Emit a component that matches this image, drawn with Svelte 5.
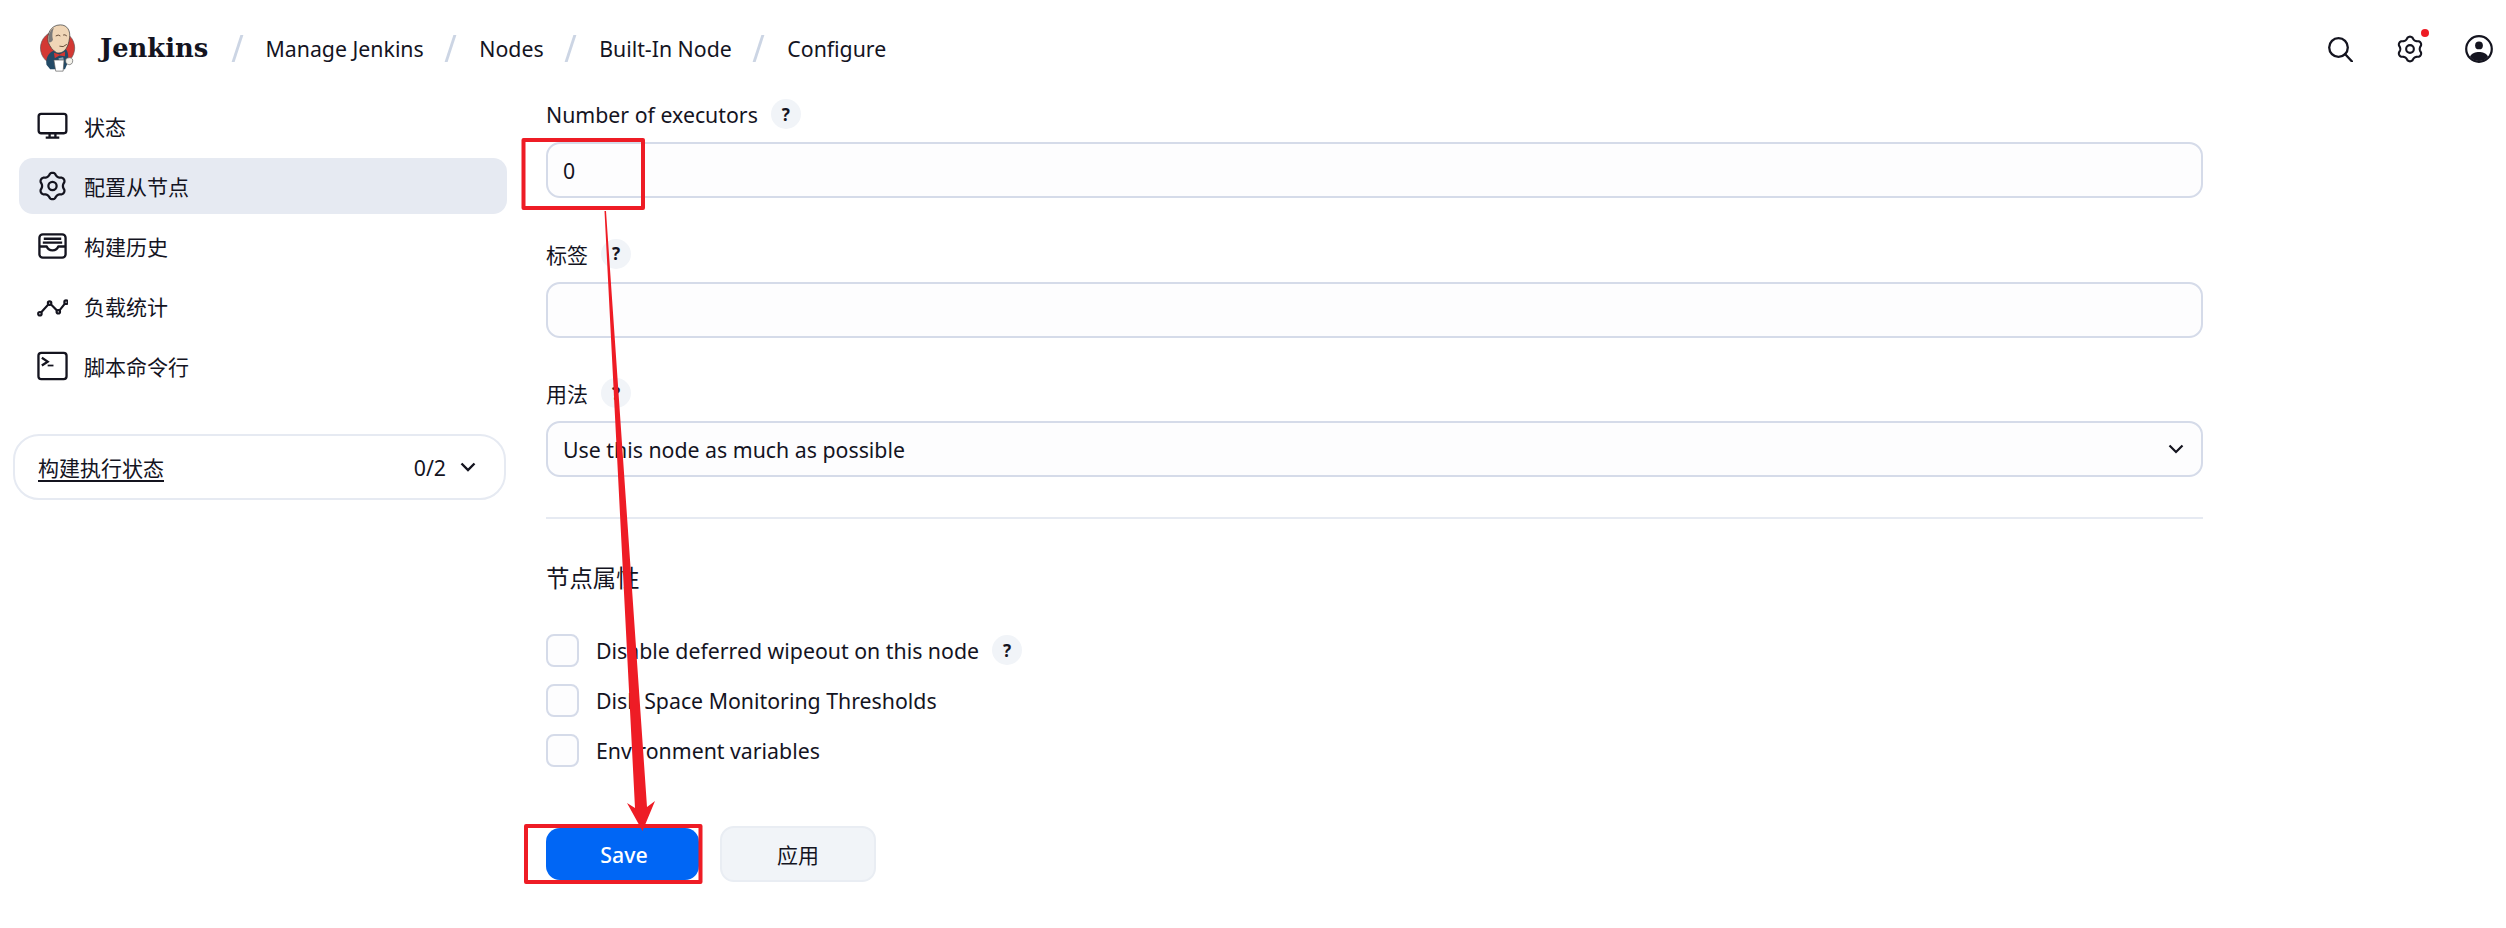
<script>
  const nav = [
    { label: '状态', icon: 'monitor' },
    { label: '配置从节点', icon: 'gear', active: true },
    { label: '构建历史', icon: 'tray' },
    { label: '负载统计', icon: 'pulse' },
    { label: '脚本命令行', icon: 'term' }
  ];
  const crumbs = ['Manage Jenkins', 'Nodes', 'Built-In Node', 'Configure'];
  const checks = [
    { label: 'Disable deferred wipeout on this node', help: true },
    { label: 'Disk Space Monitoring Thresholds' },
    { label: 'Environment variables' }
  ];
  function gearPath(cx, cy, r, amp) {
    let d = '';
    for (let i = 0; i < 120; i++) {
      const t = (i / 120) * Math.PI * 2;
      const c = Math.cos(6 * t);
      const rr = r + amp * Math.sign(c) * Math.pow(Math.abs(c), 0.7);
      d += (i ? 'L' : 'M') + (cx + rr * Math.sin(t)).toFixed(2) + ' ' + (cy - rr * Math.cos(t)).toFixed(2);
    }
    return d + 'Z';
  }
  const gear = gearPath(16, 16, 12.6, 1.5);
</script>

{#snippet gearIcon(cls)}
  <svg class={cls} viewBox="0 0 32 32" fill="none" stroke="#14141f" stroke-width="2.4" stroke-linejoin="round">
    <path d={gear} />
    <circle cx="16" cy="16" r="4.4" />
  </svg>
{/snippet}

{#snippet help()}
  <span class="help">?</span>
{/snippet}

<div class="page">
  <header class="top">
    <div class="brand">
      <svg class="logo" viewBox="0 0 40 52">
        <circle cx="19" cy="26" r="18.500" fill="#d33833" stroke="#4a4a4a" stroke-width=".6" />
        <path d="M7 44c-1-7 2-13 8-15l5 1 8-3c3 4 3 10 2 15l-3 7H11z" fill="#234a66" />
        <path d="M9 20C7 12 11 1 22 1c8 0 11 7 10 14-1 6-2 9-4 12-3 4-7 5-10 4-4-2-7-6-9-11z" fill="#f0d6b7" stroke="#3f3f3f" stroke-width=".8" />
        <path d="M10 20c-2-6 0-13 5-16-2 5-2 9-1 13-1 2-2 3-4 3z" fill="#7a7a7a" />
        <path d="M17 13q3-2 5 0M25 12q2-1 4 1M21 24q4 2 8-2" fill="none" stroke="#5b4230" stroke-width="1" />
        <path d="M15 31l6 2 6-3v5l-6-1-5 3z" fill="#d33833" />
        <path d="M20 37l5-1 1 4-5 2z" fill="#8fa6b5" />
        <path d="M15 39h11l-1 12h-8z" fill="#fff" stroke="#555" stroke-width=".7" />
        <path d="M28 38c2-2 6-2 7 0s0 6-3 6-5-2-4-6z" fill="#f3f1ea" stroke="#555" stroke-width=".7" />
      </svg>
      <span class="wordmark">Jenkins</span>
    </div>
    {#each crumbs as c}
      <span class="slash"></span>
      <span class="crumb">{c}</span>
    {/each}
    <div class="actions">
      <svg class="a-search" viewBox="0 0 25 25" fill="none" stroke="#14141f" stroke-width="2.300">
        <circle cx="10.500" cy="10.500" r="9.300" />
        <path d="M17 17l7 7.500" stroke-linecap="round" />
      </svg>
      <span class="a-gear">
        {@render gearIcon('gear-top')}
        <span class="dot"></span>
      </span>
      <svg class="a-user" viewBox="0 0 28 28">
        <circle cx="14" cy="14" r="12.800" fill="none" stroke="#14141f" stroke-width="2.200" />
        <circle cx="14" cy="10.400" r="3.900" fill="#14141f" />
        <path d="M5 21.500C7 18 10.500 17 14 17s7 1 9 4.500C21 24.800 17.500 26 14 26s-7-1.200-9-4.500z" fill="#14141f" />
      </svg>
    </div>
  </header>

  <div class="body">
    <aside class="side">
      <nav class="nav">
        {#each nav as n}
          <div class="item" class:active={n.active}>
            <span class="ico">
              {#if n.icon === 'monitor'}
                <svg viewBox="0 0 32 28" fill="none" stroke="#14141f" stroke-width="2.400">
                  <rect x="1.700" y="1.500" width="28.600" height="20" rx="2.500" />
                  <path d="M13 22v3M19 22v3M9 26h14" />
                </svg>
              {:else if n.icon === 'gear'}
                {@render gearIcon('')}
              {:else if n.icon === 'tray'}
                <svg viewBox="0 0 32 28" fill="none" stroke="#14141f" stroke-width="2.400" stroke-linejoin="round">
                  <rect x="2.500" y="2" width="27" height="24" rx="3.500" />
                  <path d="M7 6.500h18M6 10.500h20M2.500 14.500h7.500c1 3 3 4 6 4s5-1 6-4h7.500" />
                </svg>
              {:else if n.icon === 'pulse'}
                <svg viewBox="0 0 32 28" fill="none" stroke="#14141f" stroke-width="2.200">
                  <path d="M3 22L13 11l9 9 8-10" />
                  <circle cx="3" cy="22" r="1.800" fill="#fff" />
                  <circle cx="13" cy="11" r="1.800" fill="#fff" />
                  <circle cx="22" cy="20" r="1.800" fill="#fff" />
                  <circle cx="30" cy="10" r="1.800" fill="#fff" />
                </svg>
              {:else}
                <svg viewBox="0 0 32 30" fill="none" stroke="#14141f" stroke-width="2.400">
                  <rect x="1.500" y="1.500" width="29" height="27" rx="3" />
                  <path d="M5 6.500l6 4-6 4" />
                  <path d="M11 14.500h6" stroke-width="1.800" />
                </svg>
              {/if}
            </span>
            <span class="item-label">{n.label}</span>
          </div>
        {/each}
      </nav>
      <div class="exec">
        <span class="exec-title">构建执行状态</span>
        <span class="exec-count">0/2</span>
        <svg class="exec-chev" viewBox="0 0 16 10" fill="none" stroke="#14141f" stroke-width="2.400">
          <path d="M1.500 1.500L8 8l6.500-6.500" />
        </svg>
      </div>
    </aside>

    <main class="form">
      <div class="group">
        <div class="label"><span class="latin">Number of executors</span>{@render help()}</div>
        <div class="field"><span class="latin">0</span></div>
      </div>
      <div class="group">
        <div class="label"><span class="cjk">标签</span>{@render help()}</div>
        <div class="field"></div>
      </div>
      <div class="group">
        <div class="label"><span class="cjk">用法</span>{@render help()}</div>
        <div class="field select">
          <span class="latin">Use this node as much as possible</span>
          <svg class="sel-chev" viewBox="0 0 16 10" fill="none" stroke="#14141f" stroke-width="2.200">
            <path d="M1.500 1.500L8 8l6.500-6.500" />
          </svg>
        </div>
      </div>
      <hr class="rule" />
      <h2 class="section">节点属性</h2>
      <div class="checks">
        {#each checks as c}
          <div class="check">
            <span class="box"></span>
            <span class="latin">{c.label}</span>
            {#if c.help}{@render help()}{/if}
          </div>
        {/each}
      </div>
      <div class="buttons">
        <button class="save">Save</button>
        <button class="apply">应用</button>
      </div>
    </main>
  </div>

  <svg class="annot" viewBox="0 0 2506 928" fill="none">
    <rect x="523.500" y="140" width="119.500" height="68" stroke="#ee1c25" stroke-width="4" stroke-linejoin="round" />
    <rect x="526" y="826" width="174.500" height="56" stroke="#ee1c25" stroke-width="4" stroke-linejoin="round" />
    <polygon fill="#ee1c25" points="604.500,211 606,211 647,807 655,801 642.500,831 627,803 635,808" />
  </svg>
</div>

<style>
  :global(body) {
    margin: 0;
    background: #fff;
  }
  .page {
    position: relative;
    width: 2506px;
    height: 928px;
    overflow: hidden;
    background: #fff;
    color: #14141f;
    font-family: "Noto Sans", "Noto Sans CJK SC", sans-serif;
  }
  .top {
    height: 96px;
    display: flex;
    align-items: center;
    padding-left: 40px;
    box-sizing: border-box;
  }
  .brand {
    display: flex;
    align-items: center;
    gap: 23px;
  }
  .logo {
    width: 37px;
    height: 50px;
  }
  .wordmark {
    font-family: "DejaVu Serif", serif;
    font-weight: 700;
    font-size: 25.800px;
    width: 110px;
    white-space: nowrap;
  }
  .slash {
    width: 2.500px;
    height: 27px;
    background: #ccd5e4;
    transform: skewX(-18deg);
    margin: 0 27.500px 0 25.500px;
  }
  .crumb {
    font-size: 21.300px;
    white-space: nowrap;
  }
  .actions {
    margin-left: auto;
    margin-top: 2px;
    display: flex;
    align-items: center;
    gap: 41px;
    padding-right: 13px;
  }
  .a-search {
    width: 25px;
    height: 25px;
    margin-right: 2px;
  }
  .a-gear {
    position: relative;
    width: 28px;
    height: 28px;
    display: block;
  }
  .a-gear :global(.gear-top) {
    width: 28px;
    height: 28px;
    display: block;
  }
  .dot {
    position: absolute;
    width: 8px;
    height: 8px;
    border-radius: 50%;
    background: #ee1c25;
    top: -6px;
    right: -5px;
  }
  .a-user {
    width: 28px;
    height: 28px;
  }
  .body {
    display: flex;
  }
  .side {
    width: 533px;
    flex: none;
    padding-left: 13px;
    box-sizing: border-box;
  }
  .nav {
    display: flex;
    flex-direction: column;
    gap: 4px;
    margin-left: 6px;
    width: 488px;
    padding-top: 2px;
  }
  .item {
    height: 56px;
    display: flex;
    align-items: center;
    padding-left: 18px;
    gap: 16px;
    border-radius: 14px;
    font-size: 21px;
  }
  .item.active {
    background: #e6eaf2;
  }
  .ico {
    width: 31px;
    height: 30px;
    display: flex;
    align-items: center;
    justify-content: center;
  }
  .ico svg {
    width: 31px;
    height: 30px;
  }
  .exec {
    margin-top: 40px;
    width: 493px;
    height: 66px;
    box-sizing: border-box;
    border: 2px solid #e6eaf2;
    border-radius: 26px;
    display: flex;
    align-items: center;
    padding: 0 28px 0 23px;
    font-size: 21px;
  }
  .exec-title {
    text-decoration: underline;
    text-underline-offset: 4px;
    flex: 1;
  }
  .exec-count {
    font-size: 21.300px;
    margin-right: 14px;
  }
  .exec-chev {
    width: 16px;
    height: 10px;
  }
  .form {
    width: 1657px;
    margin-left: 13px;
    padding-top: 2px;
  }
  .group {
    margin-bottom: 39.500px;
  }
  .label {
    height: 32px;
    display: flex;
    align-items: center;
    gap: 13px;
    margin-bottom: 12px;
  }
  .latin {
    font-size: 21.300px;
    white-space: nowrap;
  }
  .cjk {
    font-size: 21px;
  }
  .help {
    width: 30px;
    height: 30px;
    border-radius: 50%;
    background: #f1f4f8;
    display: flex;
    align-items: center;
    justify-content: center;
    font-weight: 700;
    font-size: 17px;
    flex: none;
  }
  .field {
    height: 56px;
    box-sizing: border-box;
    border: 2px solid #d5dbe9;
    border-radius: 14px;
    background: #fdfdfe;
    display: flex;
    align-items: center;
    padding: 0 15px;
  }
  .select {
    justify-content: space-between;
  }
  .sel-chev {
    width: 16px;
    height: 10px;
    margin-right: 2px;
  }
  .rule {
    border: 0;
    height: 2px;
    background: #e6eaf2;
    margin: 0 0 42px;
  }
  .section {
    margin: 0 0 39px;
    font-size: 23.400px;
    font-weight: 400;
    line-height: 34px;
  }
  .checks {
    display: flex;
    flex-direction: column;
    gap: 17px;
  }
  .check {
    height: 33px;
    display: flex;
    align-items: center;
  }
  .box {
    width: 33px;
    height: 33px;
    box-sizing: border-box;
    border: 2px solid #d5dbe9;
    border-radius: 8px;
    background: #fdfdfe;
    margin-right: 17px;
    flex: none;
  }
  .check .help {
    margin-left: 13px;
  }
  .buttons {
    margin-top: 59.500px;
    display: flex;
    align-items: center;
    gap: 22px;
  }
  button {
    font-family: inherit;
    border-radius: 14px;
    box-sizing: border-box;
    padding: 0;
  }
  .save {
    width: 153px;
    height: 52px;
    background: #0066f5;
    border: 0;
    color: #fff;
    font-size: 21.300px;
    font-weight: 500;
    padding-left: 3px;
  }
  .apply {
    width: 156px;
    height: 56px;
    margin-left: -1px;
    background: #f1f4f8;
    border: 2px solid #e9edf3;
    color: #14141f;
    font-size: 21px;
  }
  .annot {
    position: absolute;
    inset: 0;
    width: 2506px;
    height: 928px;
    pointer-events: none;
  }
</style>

**WHAT YOU NEED TO DO:** Spot every line that holds "this" and copy it.

**WORKED SOLUTION:**
Emit a component that matches this image, drawn with Svelte 5.
    { label: 'Disable deferred wipeout on this node', help: true },
          <span class="latin">Use this node as much as possible</span>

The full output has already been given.